The Engineer’s Guide to Intuitive Controls and Interfaces
- Course Number: E1050
- Credits: 3 hours
- Instructor: Ellen Huang, PE
- Price: $30
Course Outline
This course introduces engineers and architects to the core principles of human-centered design as articulated by cognitive scientist Don Norman in The Design of Everyday Things. Participants will explore how design, psychology, and engineering intersect to shape the usability and emotional impact of products, environments, and systems. Through the lens of real-world examples—from doors and faucets to complex control systems—students will learn how thoughtful design reduces human error, enhances safety, and creates more intuitive and satisfying interactions between people and the built environment.
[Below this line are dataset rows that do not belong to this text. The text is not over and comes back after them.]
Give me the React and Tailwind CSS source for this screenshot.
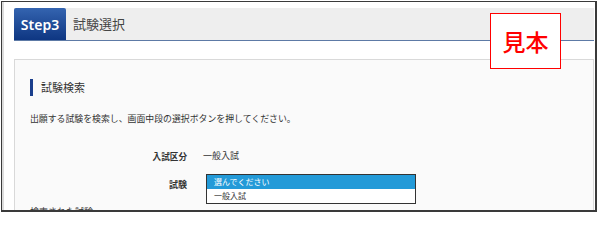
export default function App() {
  const jp = { fontFamily: '"Noto Sans CJK JP", "Noto Sans", sans-serif' };
  return (
    <div className="relative w-[600px] h-[214px] bg-white overflow-hidden" style={jp}>
      <div className="ml-[1px] mt-[1px] w-[596px] h-[211px] border-l border-t border-r-2 border-b-2 border-[#3a3a3a] overflow-hidden bg-white">
        <div className="h-full border-l-2 border-[#dcdcdc] pl-[10px] pt-[6px] pr-[1px]">
          {/* header */}
          <div className="flex h-[33px] bg-[#eeeeee] border-b border-[#5d7aa6]">
            <div className="w-[52px] flex items-center justify-center rounded-t-[2px] bg-gradient-to-b from-[#3464b0] to-[#0e3682] text-white text-[14px] font-semibold" style={{ fontFamily: '"Noto Sans", "Noto Sans CJK JP", sans-serif' }}>
              Step3
            </div>
            <div className="flex items-center pl-[7px] text-[13px] text-[#444]">試験選択</div>
          </div>
          {/* panel */}
          <div className="mt-[18px] h-[200px] border border-[#d9d9d9] bg-[#fafafa] pl-[15px] pt-[19px]">
            <div className="flex items-center h-[17px]">
              <div className="w-[3px] h-[17px] bg-[#1a3e8c]" />
              <div className="ml-[8px] text-[11px] leading-[17px] text-[#333]">試験検索</div>
            </div>
            <div className="mt-[16px] text-[8.9px] leading-[14px] text-[#333] whitespace-nowrap">
              出願する試験を検索し、画面中段の選択ボタンを押してください。
            </div>
            <div className="mt-[23px] flex h-[14px] items-center text-[8.6px] leading-[14px] text-[#333]">
              <div className="w-[157px] text-right font-bold">入試区分</div>
              <div className="ml-[16px] text-[9px]">一般入試</div>
            </div>
            <div className="mt-[11px] flex">
              <div className="w-[157px] text-right font-bold text-[9px] leading-[14px] mt-[4px] text-[#333]">試験</div>
              <div className="ml-[19px] w-[210px] h-[30px] border border-[#333] bg-white text-[8px] leading-[14px]">
                <div className="h-[14px] bg-[#239ad8] text-white pl-[7px]">選んでください</div>
                <div className="h-[14px] text-[#333] pl-[7px]">一般入試</div>
              </div>
            </div>
            <div className="mt-[1px] text-[9px] leading-[14px] text-[#333]">検索された試験</div>
          </div>
        </div>
      </div>
      <div className="absolute left-[490px] top-[13px] w-[71px] h-[56px] border border-[#ff0000] bg-white flex items-center justify-center text-[#ff0000] text-[23px] font-medium leading-none">
        見本
      </div>
    </div>
  );
}
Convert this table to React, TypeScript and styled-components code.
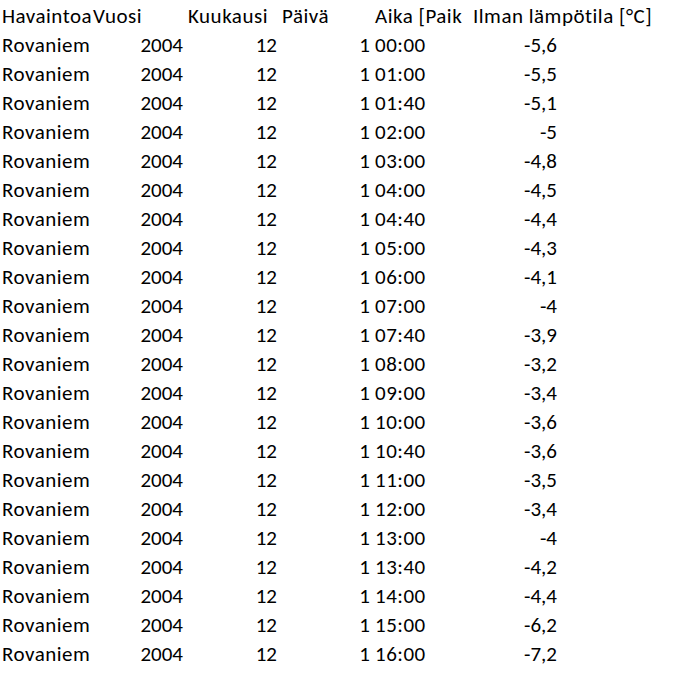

At the end of this course, there will be a multiple-choice, open-book quiz, which is designed to enhance your understanding of the course material.
Learning Objectives
At the conclusion of this course, the student will:
- Be able to explain and apply the core interaction principles to improve the usability of products, controls, and spaces;
- Be able to plan and run human-centered design loops (observe, generate, prototype, test) within real-world schedule/budget constraints;
- Be able to frame and re-frame problems using the Double-Diamond (discover/define → develop/deliver) to find the right problem before the right solution; and
- Be able to design for error resilience—clarifying system state, reducing slips/mistakes, and building graceful recovery—rather than blaming users.